As to the merits, we agree with Supreme Court’s determination that petitioner failed to establish "a clear legal right to the relief sought” (Matter of Legal Aid Socy. v Scheinman, 53 NY2d 12, 16; see, 5 NY Jur 2d, Article 78 and Related Proceedings, § 57, at 444-446). The regulation at issue provides, inter alla, that a report on the investigation be prepared "without delay” and that this report "shall, whenever possible” include the written statement of the accused officer (9 NYCRR 479.1 [emphasis supplied]). In such sensitive and serious matters as disciplinary investigations potentially leading to the discharge of officers from the State Police, it would be totally irrational to construe the regulations as excluding all exercise of discretion and judgment by respondent in the manner of conducting the investigation and the timing of concluding it.
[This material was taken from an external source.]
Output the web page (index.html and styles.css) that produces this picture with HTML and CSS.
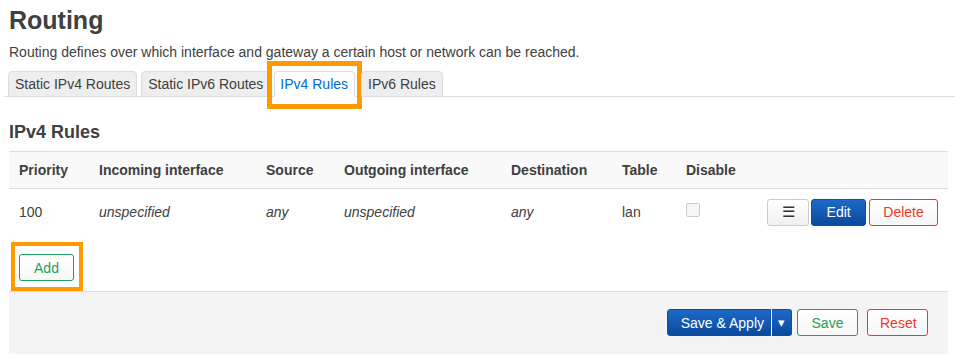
FILE: index.html
```html
<!DOCTYPE html>
<html lang="en">
<head>
    <meta charset="UTF-8">
    <meta name="viewport" content="width=device-width, initial-scale=1.0">
    <title>Routing</title>
    <link rel="stylesheet" href="styles.css">
</head>
<body>
    <div class="main">
        <h2>Routing</h2>
        <div class="map-descr">Routing defines over which interface and gateway a certain host or network can be reached.</div>

        <ul class="tabs">
            <li class="tab">Static IPv4 Routes</li>
            <li class="tab">Static IPv6 Routes</li>
            <li class="tab active mark">IPv4 Rules</li>
            <li class="tab">IPv6 Rules</li>
        </ul>

        <div class="section">
            <h3>IPv4 Rules</h3>
            <table class="rules">
                <tr class="head">
                    <th class="c-prio">Priority</th>
                    <th class="c-in">Incoming interface</th>
                    <th class="c-src">Source</th>
                    <th class="c-out">Outgoing interface</th>
                    <th class="c-dst">Destination</th>
                    <th class="c-table">Table</th>
                    <th class="c-dis">Disable</th>
                    <th></th>
                </tr>
                <tr>
                    <td>100</td>
                    <td><em>unspecified</em></td>
                    <td><em>any</em></td>
                    <td><em>unspecified</em></td>
                    <td><em>any</em></td>
                    <td>lan</td>
                    <td><span class="checkbox"></span></td>
                    <td class="actions">
                        <button class="btn btn-menu">&#9776;</button>
                        <button class="btn btn-edit">Edit</button>
                        <button class="btn btn-del">Delete</button>
                    </td>
                </tr>
            </table>
            <div class="add-row">
                <span class="mark mark-add"><button class="btn btn-add">Add</button></span>
            </div>
        </div>

        <div class="page-actions">
            <div class="btn-split">
                <button class="btn btn-apply">Save &amp; Apply</button><button class="btn btn-apply btn-caret">&#9662;</button>
            </div>
            <button class="btn btn-save">Save</button>
            <button class="btn btn-reset">Reset</button>
        </div>
    </div>
</body>
</html>
```

FILE: styles.css
```css
body, html {
    margin: 0;
    padding: 0;
    font-family: 'Liberation Sans', Arial, sans-serif;
    font-size: 14px;
    color: #404040;
    background: #fff;
}

.main {
    padding: 0 7px 0 9px;
}

h2 {
    margin: 0;
    padding-top: 5px;
    font-size: 25px;
    line-height: 30px;
    font-weight: bold;
    color: #404040;
}

.map-descr {
    margin-top: 7px;
    line-height: 20px;
}

/* tabs */
.tabs {
    list-style: none;
    display: flex;
    margin: 9px -7px 0 -5px;
    padding: 0 0 0 4px;
    border-bottom: 1px solid #ddd;
}
.tab {
    position: relative;
    height: 24px;
    line-height: 24px;
    padding: 0 6px;
    margin: 0 4px -1px 0;
    background: #eee;
    border: 1px solid #ddd;
    border-radius: 4px 4px 0 0;
    color: #404040;
}
.tab.active {
    background: #fff;
    border-bottom-color: #fff;
    color: #0069d6;
    padding: 0 6px 0 5px;
    margin-right: 6px;
}

/* orange annotation frames */
.mark {
    position: relative;
}
.tab.mark::after {
    content: "";
    position: absolute;
    left: -8px;
    right: -8px;
    top: -11px;
    bottom: -13px;
    border: 5px solid #ff9900;
}

.section h3 {
    margin: 24px 0 0 0;
    font-size: 18px;
    line-height: 22px;
    font-weight: bold;
    color: #404040;
}

/* table */
.rules {
    width: 100%;
    border-collapse: collapse;
    margin-top: 8px;
}
.rules th, .rules td {
    text-align: left;
    padding: 0 10px;
    white-space: nowrap;
}
.rules .head {
    background: #f9f9f9;
    border-top: 1px solid #ddd;
    border-bottom: 1px solid #ddd;
}
.rules th {
    height: 36px;
    font-weight: bold;
}
.rules td {
    height: 46px;
}
.c-prio { width: 60px; }
.c-in { width: 147px; }
.c-src { width: 58px; }
.c-out { width: 147px; }
.c-dst { width: 91px; }
.c-table { width: 44px; }
.c-dis { width: 60px; }

.checkbox {
    display: inline-block;
    width: 12px;
    height: 12px;
    border: 1px solid #ccc;
    border-radius: 2px;
    background: #f6f6f6;
    vertical-align: -3px;
    position: relative;
    top: -3px;
}

.rules td.actions {
    text-align: right;
    padding-right: 10px;
}

/* buttons */
.btn {
    font-family: inherit;
    font-size: 14px;
    height: 27px;
    padding: 0 12px;
    border: 1px solid #ccc;
    border-radius: 3px;
    background: linear-gradient(#fff, #f0f0f0);
    color: #404040;
    cursor: pointer;
    vertical-align: middle;
}
.btn-menu {
    width: 42px;
    margin-right: 0;
    font-size: 15px;
    color: #333;
}
.btn-edit {
    width: 55px;
    margin-right: -1px;
    margin-left: -2px;
    background: linear-gradient(#1e68c6, #0a4a9e);
    border-color: #0b4ea5;
    color: #fff;
}
.btn-del {
    width: 69px;
    border-color: #ee3a25;
    color: #ee3a25;
    background: linear-gradient(#fff, #f7f7f7);
}

.add-row {
    padding: 19px 0 10px 10px;
}
.mark-add {
    display: inline-block;
}
.mark-add::after {
    content: "";
    position: absolute;
    left: -8px;
    right: -9px;
    top: -12px;
    bottom: -10px;
    border: 4px solid #ff9900;
}
.btn-add {
    width: 55px;
    border-color: #1aa35a;
    color: #1aa35a;
    background: linear-gradient(#fff, #f7f7f7);
    display: block;
}

/* page actions */
.page-actions {
    background: #f4f4f4;
    border-top: 1px solid #ddd;
    height: 63px;
    display: flex;
    justify-content: flex-end;
    align-items: flex-start;
    padding: 17px 20px 0 0;
    box-sizing: border-box;
    gap: 5px;
}
.btn-split {
    display: flex;
}
.btn-apply {
    background: linear-gradient(#1e68c6, #0a4a9e);
    border-color: #0b4ea5;
    color: #fff;
    padding: 0 6px 0 13px;
    border-radius: 3px 0 0 3px;
}
.btn-caret {
    padding: 0 6px;
    border-left: 1px solid #fff;
    border-radius: 0 3px 3px 0;
    font-size: 13px;
}
.btn-save {
    width: 61px;
    border-color: #1aa35a;
    color: #1aa35a;
    background: linear-gradient(#fff, #f7f7f7);
}
.btn-reset {
    width: 61px;
    margin-left: 4px;
    border-color: #ee3a25;
    color: #ee3a25;
    background: linear-gradient(#fff, #f7f7f7);
}
```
Thus, petitioner was properly denied relief in the nature of mandamus to compel (see, Matter of Associated Gen. Contrs. v Roberts, 122 AD2d 406, 407).
We also find petitioner’s other contention, that respondent’s refusal to complete the investigation was arbitrary and capricious, to be without merit.
Judgment affirmed, without costs. Kane, J. P., Casey, Yesawich, Jr., Levine and Mercure, JJ., concur. [See, 142 Misc 2d 623.]